Cardinals: Skip Schumaker/Julio Lugo
Schumaker was the great lab experiment that never quite exploded all over the class this season. He eventually settled into more of a platoon role when Lugo was acquired late in the season. Both are probably no better or worse than average in the field, can run a little bit, and hit the ball somewhere where fielders aren't.
Dodgers: Ronnie Belliard
Belliard's acquisition wasn't really surprising, but the fact that he's usurped Orlando Hudson's starting role is. He's hit extremely well for the Dodgers, so there's no reason not to keep him in the lineup, but Belliard is no Chase Utley - or even Orlando Hudson.
Cardinals: Mark DeRosa
DeRosa was brought in to patch up the many leaks in the Cardinals machine this season, then almost immediately injured his wrist. By the time he was back in the lineup for good, the Cards had already picked up Lugo and Matt Holliday and DeRosa's utility belt usefulness was eschewed in favor of a regular third base job. As a utility player, DeRosa is great, but as an everyday third baseman you could certainly do a lot better.
Dodgers: Casey Blake
Casey Blake has had a pretty good season from what I can tell. He isn't exactly a slugger, but he gets the job done.
Cardinals: Brendan Ryan
If you stumbled over here accidentally or are just not familiar with the Cardinals, then Brendan Ryan is probably the best shortstop you've never heard of. He covers a great deal of range and does not embarrass himself at the plate. Respect the Stache.
Dodgers: Rafael Furcal
Furcal has had quite a down year. Somewhere a Braves executive is probably sleeping easy at night.
Cardinals: Ryan Ludwick
Ryan Ludwick didn't quite follow up his breakout season with a matching encore, but he did manage to drive in nearly 100 runs while fighting through injuries and prolonged slumps.
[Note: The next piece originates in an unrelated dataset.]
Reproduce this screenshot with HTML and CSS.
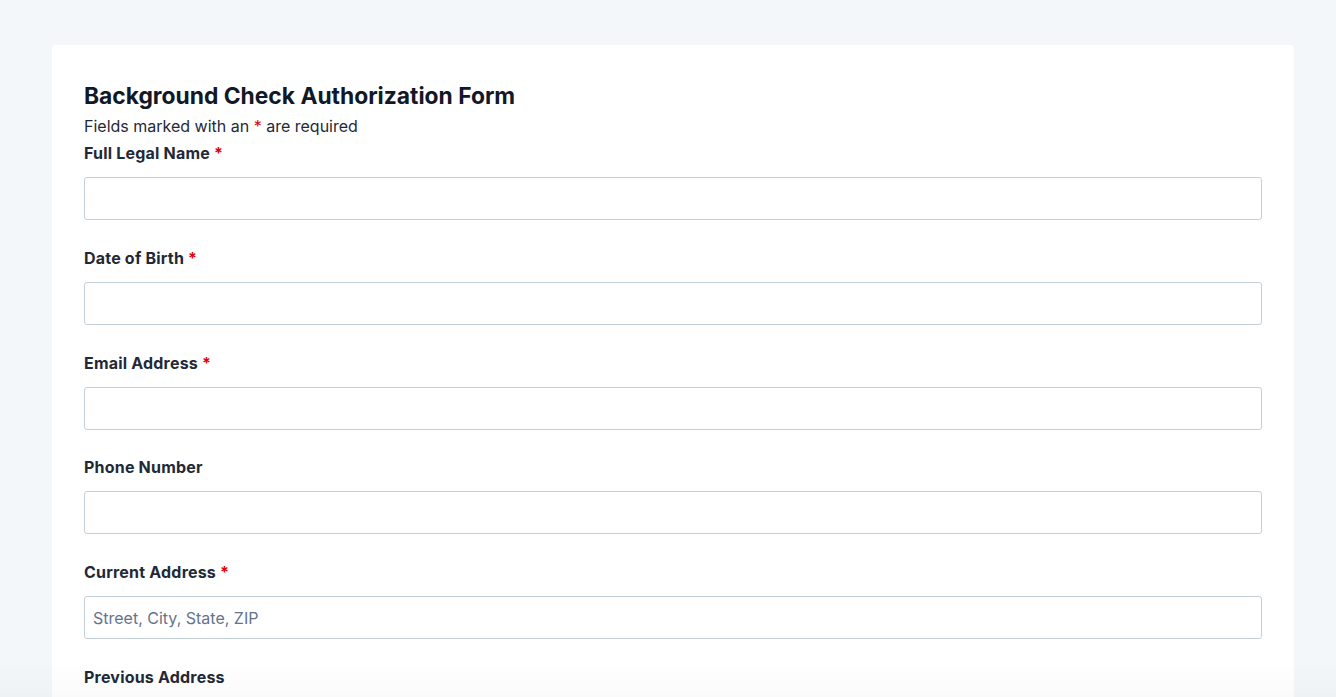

He's usually adequate in the field.
Dodgers: Andre Ethier
Ethier has added clutchiness to his repertoire, not to mention 30+ HRs and 100+ RBI.
Cardinals: Colby Rasmus
Colby Rasmus is still climbing up the learning curve, but he has already shown a lot of range and speed in center field. It will be interesting to see how he is used in the playoffs, as La Russa loves to toss Rick Ankiel into the equation. Ankiel, incidentally, will be making his first playoff appearance since the ill-fated 2000 season.
Dodgers: Matt Kemp
Matt Kemp seems to do everything well and is cementing himself as a centerpiece in the Dodgers lineup.
Cardinals: Matt Holliday
Holliday is well on his way to silencing critics that suggested that he couldn't hit outside of Coors Field. He can.
Dodgers: Manny Ramirez
Ramirez continues to drive in runs and be a productive bat since his return from pregnancy or whatever it was that happened to him.
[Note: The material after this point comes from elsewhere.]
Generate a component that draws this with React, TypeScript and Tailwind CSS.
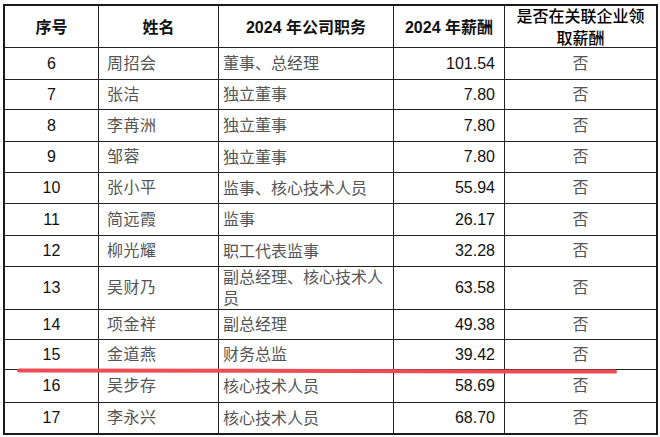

Cardinals: Jason LaRue, Lugo/Schumaker, Joe Thurston, Troy Glaus, Rick Ankiel
LaRue seems to have finally adjusted to his role of backup catcher after having an extremely unproductive season in 2008. Thurston was useful in April but since then has seemingly found new and unusual ways to sabotage games in almost every meaningful appearance that he's made. Glaus is one year removed from a 99 RBI season in which he inexplicably became a Gold Glove-caliber defender, but ended up being shelved due to injury for nearly the entire season and is currently a huge question mark.
Dodgers: Brad Ausmus, Juan Castro, Jim Thome, Orlando Hudson, Mark Loretta, Juan Pierre
I'm not entirely sure how Ausmus still has a roster spot with anyone, but he has actually managed to post his best OPS season since 2000. Thome is apparently going to be called upon to make a Kirk Gibson World Series-style appearance at some point. Hudson and Pierre are extremely useful players to have on your bench, even though certain Dodgers fans could probably do without the latter. Mark Loretta is only useful in that he can play multiple positions and that he's racked up some experience points.
Cardinals: Tony La Russa
La Russa has appeared in 5 World Series and won 2. His style is abrasive and contradictory to what would seem to be basic human logic at times, but it's tough to argue with results. The fact remains that his teams nearly always win, even when they really shouldn't.
Dodgers: Joe Torre
Torre has led teams to 6 World Series appearances and 4 titles. His teams were fairly unremarkable until he was hired by the Yankees and is now trying to prove himself in the superior league.
Prediction: Cardinals in 4
Sure, my prediction might not mesh with my position by position breakdown which ever so slightly favors the Dodgers. The Cardinals have done very well against the Dodgers in recent years, including in the playoffs. I think Carpenter and Wainwright will be very hard for the Dodgers to overcome and am generally feeling pretty confident about this series. No matter what the outcome, hopefully it will be a fun one to watch.